**Material for the task**.
* start *

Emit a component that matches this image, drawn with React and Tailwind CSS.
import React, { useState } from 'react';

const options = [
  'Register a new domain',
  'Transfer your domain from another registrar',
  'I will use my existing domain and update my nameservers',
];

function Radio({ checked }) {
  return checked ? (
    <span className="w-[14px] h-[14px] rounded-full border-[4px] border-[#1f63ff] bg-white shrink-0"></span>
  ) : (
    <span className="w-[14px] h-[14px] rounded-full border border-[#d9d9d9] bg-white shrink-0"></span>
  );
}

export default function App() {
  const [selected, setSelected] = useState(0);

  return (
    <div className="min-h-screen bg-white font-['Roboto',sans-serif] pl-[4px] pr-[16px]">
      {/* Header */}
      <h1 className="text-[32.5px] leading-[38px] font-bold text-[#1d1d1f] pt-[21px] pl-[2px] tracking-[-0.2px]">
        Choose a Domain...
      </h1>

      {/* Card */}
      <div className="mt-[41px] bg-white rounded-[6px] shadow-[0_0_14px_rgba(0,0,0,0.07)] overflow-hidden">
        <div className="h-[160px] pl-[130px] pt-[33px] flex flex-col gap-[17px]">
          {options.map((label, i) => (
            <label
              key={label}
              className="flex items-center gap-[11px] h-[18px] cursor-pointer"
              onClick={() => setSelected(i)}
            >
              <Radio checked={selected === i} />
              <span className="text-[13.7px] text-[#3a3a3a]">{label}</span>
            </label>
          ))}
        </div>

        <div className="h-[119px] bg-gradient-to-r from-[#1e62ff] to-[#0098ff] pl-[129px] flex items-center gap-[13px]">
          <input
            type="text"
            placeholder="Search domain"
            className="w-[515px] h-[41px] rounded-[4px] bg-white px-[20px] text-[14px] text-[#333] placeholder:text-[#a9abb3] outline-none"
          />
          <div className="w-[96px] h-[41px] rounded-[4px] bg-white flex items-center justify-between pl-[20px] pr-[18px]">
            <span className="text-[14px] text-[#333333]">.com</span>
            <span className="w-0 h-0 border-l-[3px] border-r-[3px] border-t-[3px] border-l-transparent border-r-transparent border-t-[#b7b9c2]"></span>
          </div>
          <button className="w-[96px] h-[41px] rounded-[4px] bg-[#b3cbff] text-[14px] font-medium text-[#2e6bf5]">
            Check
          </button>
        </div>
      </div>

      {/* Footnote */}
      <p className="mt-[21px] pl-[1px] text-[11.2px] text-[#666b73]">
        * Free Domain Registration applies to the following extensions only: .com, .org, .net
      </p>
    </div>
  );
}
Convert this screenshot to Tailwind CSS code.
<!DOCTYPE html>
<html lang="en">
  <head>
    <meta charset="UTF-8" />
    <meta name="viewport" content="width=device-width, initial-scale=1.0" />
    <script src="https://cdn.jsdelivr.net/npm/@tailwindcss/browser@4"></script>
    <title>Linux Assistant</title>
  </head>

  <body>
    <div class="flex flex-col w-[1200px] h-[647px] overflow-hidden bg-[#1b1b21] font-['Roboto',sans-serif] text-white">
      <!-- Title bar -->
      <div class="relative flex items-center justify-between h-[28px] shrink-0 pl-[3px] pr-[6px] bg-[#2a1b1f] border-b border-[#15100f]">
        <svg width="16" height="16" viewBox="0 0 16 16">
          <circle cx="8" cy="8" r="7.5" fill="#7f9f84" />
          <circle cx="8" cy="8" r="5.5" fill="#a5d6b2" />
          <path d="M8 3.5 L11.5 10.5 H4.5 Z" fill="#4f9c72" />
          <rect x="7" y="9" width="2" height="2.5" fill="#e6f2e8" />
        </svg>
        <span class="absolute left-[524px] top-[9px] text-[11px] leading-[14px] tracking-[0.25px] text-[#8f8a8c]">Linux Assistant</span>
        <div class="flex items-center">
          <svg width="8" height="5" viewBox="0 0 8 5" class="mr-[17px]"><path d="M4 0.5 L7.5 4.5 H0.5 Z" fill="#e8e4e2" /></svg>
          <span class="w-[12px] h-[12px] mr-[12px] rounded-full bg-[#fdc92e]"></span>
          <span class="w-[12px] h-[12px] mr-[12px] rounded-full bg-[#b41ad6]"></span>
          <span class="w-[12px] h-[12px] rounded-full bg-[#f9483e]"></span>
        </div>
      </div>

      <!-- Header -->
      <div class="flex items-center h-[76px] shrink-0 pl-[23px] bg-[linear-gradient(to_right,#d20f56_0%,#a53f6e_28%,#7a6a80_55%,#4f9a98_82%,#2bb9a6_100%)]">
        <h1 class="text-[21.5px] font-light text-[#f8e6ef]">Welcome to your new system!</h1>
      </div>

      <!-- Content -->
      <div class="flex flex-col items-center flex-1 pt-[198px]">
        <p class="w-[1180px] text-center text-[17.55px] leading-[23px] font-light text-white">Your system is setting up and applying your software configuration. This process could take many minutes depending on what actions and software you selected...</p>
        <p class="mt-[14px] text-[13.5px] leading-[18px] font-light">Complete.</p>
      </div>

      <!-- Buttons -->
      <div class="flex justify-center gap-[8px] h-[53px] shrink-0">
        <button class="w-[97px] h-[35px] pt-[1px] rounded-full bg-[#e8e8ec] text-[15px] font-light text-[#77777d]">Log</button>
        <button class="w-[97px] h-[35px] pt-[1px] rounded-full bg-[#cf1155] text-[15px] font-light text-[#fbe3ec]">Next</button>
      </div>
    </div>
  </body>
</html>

* end *
* start *

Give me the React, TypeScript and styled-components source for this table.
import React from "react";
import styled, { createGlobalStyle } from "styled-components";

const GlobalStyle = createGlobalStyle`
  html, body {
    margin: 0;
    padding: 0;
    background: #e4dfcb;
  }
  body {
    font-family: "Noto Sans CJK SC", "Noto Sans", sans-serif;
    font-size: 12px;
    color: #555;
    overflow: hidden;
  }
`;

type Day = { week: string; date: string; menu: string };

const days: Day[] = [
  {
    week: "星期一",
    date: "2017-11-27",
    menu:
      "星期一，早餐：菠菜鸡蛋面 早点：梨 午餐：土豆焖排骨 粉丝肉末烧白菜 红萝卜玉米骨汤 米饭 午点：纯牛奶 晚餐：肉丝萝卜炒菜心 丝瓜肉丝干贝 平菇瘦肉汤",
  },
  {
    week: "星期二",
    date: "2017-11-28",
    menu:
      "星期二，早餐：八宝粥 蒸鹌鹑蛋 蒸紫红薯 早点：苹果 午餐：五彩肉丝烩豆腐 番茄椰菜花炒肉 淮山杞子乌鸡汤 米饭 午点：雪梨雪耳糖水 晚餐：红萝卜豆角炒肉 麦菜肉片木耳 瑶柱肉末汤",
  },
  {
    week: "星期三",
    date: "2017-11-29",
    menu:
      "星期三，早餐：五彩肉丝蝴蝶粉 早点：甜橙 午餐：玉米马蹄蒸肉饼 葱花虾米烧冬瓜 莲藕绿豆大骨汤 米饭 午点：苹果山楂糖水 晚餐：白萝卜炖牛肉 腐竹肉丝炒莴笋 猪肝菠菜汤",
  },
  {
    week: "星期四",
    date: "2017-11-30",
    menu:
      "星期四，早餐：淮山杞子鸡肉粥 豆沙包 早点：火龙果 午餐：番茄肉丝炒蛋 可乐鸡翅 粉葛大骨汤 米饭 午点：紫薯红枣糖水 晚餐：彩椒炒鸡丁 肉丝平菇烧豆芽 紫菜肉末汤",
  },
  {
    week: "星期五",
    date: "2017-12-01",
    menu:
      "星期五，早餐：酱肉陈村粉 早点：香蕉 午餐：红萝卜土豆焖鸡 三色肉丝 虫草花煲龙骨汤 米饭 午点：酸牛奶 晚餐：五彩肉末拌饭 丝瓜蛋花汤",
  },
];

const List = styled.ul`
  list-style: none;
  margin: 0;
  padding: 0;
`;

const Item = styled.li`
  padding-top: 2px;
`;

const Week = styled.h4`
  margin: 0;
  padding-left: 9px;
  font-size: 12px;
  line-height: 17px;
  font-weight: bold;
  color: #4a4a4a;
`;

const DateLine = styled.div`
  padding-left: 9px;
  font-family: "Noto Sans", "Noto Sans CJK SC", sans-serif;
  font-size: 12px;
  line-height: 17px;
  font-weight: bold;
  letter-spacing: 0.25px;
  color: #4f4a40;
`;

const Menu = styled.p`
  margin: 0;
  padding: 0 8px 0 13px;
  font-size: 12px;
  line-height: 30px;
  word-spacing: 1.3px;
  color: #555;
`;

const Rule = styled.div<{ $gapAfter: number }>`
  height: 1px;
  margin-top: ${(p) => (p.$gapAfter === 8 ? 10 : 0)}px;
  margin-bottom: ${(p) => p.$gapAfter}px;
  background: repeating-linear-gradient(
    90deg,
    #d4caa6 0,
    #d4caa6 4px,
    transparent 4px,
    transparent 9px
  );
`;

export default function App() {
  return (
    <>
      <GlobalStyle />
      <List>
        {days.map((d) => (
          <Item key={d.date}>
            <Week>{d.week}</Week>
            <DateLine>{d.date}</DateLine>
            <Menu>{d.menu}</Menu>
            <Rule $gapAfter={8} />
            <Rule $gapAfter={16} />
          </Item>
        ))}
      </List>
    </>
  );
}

* end *
* start *

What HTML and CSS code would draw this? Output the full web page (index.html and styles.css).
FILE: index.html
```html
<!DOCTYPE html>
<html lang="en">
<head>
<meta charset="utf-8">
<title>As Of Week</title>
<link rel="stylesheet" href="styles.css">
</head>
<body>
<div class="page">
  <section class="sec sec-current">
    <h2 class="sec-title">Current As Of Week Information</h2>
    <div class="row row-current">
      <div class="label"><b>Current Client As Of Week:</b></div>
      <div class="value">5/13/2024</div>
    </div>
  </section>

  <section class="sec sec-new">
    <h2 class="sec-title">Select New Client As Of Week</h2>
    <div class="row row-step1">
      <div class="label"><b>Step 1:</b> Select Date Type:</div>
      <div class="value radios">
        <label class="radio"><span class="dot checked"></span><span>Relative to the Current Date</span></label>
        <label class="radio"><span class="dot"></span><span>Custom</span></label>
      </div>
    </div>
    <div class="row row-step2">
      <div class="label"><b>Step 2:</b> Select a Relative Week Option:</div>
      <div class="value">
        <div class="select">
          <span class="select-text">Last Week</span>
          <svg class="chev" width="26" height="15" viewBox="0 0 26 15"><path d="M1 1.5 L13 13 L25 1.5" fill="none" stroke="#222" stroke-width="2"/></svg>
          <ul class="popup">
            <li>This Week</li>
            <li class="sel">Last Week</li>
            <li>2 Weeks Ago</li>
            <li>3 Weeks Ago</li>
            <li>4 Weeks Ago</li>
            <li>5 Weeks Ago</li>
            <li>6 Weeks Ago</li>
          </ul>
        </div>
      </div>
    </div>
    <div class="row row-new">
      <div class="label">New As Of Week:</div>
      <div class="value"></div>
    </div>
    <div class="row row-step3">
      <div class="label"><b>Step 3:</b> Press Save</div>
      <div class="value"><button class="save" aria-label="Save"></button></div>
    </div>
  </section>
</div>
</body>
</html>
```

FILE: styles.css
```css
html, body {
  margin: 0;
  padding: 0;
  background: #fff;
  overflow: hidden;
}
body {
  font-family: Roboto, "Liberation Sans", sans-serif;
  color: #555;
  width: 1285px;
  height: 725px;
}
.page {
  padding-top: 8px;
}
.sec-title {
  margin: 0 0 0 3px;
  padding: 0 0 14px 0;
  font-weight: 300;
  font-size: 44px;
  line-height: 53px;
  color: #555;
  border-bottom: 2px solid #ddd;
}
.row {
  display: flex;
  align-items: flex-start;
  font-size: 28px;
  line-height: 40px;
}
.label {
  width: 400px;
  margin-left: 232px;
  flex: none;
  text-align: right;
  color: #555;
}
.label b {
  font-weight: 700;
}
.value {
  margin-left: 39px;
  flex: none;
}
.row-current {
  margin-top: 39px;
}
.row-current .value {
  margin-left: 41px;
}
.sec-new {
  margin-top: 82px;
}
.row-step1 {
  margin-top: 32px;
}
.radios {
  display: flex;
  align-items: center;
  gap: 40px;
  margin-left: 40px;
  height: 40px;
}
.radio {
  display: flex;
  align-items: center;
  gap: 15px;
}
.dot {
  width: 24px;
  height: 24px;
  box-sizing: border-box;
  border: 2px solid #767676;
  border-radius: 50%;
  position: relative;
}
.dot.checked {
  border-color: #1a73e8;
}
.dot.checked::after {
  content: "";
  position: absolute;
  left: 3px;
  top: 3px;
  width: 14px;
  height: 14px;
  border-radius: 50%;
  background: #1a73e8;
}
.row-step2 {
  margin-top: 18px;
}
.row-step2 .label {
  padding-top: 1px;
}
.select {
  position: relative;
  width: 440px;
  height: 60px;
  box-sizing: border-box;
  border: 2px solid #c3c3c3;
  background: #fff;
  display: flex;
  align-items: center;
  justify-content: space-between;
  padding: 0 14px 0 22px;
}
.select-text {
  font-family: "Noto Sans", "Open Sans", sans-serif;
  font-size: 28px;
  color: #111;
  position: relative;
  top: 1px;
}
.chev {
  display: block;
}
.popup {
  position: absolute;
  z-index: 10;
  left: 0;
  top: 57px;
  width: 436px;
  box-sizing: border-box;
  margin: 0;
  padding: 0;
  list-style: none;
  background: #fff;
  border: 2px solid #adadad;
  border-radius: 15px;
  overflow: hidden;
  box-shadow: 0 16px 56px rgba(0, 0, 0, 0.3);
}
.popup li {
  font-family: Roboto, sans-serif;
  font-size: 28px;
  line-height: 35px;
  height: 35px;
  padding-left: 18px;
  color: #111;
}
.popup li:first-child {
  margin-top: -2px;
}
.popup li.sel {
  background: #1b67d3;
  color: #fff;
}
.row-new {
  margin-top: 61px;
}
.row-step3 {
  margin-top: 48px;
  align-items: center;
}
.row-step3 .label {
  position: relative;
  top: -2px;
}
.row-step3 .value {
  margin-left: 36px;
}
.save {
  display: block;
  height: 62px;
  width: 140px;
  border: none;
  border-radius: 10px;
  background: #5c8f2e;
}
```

* end *

**What is expected**.
All lines of the data above that include the word "styles" must be shown.

**Exercise response**.
What HTML and CSS code would draw this? Output the full web page (index.html and styles.css).
<link rel="stylesheet" href="styles.css">
FILE: styles.css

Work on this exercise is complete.